In Real Life: Avengers: Endgame and the L&D Struggle – by JD Dillon

You know how writers are always trying to twist the biggest pop culture conversation of the moment to fit their niche theme? Well … this month’s column is all about Avengers: Endgame. I’m writing it after seeing it opening night, but you won’t read it until at least three weeks after the movie’s release. It has likely grossed well over $2 billion by now, meaning hardcore fans are on their third or fourth viewings. That said, I don’t want to spoil the movie for anyone who hasn’t had the chance to get to the theater. So, just in case …

This article contains MAJOR SPOILERS for Avengers: Endgame!

Did you know Avengers: Endgame is actually inspired by the real-life story of L&D? It’s true! As I watched this culmination of 10 years and 22 films worth of storytelling, I couldn’t help but notice the similarities between The Avengers’ struggles and those we face everyday in workplace learning. The best part is, because this is a superhero movie after all, there are plenty of practical nuggets we can take away from the adventures of Iron Man, Black Widow, Thor, Hawkeye, Hulk, and Captain America.

Here are seven lessons L&D pros can take from the latest entry in the Marvel Cinematic Universe (MCU) to make sure you deliver clear value and don’t risk getting “snapped” out of existence within your own organization.

1. Get proactive

At the beginning of the movie, Tony is in a less-than-super mood after having just lost to Thanos and spending three weeks floating in space. “But that’s what we do, right? Our best work after the fact? We’re The Avengers? Not The Prevengers, right?” He’s bemoaning that fact that they were unable (or unwilling) to take preventive steps to thwart an attack of this magnitude. They made an attempt in Avengers: Age of Ultron but did not move forward after that effort failed (to put it lightly).

We do the same thing in L&D. We wait until we are summoned because an operational problem has risen to the top of the priority list. We deliver safety training AFTER someone gets hurt. We deliver sales training AFTER the team misses its goal. We deliver compliance training AFTER the company fails an audit. If we really want to be partners within the operation, we need to start using data to find and address problems BEFORE they negatively impact the organization and the people we support. Artificial intelligence, microlearning and adaptive learning principles can make L&D more proactive and provide greater business value.

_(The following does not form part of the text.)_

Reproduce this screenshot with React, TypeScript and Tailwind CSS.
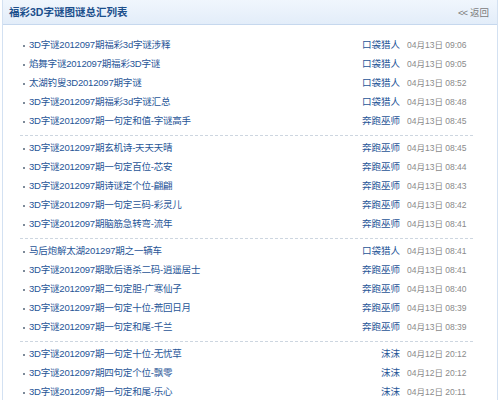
import React from 'react';

type Item = { title: string; author: string; date: string };

const groups: Item[][] = [
  [
    { title: '3D字谜2012097期福彩3d字谜涉释', author: '口袋猎人', date: '04月13日 09:06' },
    { title: '焰舞字谜2012097期福彩3D字谜', author: '口袋猎人', date: '04月13日 09:05' },
    { title: '太湖钓叟3D2012097期字谜', author: '口袋猎人', date: '04月13日 08:52' },
    { title: '3D字谜2012097期福彩3d字谜汇总', author: '口袋猎人', date: '04月13日 08:48' },
    { title: '3D字谜2012097期一句定和值-字谜高手', author: '奔跑巫师', date: '04月13日 08:45' },
  ],
  [
    { title: '3D字谜2012097期玄机诗-天天天晴', author: '奔跑巫师', date: '04月13日 08:45' },
    { title: '3D字谜2012097期一句定百位-芯安', author: '奔跑巫师', date: '04月13日 08:44' },
    { title: '3D字谜2012097期诗谜定个位-翩翩', author: '奔跑巫师', date: '04月13日 08:43' },
    { title: '3D字谜2012097期一句定三码-彩灵儿', author: '奔跑巫师', date: '04月13日 08:42' },
    { title: '3D字谜2012097期脑筋急转弯-流年', author: '奔跑巫师', date: '04月13日 08:41' },
  ],
  [
    { title: '马后炮解太湖201297期之一辆车', author: '口袋猎人', date: '04月13日 08:41' },
    { title: '3D字谜2012097期歌后语杀二码-逍遥居士', author: '奔跑巫师', date: '04月13日 08:41' },
    { title: '3D字谜2012097期二句定胆-广寒仙子', author: '奔跑巫师', date: '04月13日 08:40' },
    { title: '3D字谜2012097期一句定十位-荒回日月', author: '奔跑巫师', date: '04月13日 08:39' },
    { title: '3D字谜2012097期一句定和尾-千兰', author: '奔跑巫师', date: '04月13日 08:39' },
  ],
  [
    { title: '3D字谜2012097期一句定十位-无忧草', author: '沫沫', date: '04月12日 20:12' },
    { title: '3D字谜2012097期四句定个位-飘零', author: '沫沫', date: '04月12日 20:12' },
    { title: '3D字谜2012097期一句定和尾-乐心', author: '沫沫', date: '04月12日 20:11' },
  ],
];

const font = "font-['Liberation_Sans','Noto_Sans_CJK_SC',sans-serif]";

export default function App() {
  return (
    <div className={`w-[500px] h-[400px] overflow-hidden bg-white ${font}`}>
      <div className="mx-[2px] h-full border-x border-[#d3e1f2]">
        <div className="h-[25px] flex items-center justify-between pl-[6px] pr-[8px] bg-gradient-to-b from-[#f0f6fd] to-[#e3edf9] border-b border-[#c6d8ee]">
          <span className="text-[10.5px] font-bold text-[#1c4f8c] pt-[1px]">福彩3D字谜图谜总汇列表</span>
          <span className="text-[9.5px] text-[#7a7a7a] pt-[3px]">
            <span className="tracking-[-1px] mr-[3px]">&lt;&lt;</span>返回
          </span>
        </div>
        <div className="pt-[11px] pl-[17px] pr-[24px]">
          {groups.map((g, gi) => (
            <ul
              key={gi}
              className={gi < groups.length - 1 ? 'pb-[4px] mb-[3px] border-b border-dashed border-[#cdd6e0]' : ''}
            >
              {g.map((it, i) => (
                <li key={i} className="h-[19px] flex items-center text-[9.5px]">
                  <span className="w-[2px] h-[2px] bg-[#7d8a99] ml-[3px] mr-[4px]" />
                  <a className="flex-1 text-[#1f5597] whitespace-nowrap tracking-[-0.2px]">{it.title}</a>
                  <span className="w-[80px] text-right text-[#1f5597]">{it.author}</span>
                  <span className="w-[66px] mr-[7px] pl-[7px] text-[8.5px] text-[#8a8a8a] whitespace-nowrap">{it.date}</span>
                </li>
              ))}
            </ul>
          ))}
        </div>
      </div>
    </div>
  );
}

2. Don’t assume a solution

“Last time you didn’t have me.” The remaining Avengers get right back to work, now with Captain Marvel at the helm. They chase Thanos down in his retirement garden with a less-than-wholly-thought-out plan to get the Infinity Stones back to undo the snap. It actually goes really well, except for the fact that they didn’t anticipate that Thanos would be smart enough to destroy the stones once he no longer needed them. Dun dun dun!

How often do we run into “battle” with a learning solution that doesn’t hit the mark? The Avengers acted on emotion. We tend to act based on timeliness, political pressure, and a desire to show our value. But in the end, making assumptions doesn’t help us, the organization, or the employees. This is another situation where an improved data approach can help L&D quickly validate potential solutions. For example, by applying a modern learning framework that includes reinforcement and practice activities, L&D can continuously assess employee knowledge and skills. Then, when training is requested by a stakeholder, we can inform the discussion with data that proves whether or not people already know what they are supposed to do on the job. We can then take on a more consultative role and provide solutions that target the true causes of operational problems.

3. Try small experiments

Five … Years … Later … The Avengers took one big shot at reversing the snap. But when that didn’t work, they apparently went into maintenance mode for half a decade. Without another grand idea, they didn’t have a way to move forward.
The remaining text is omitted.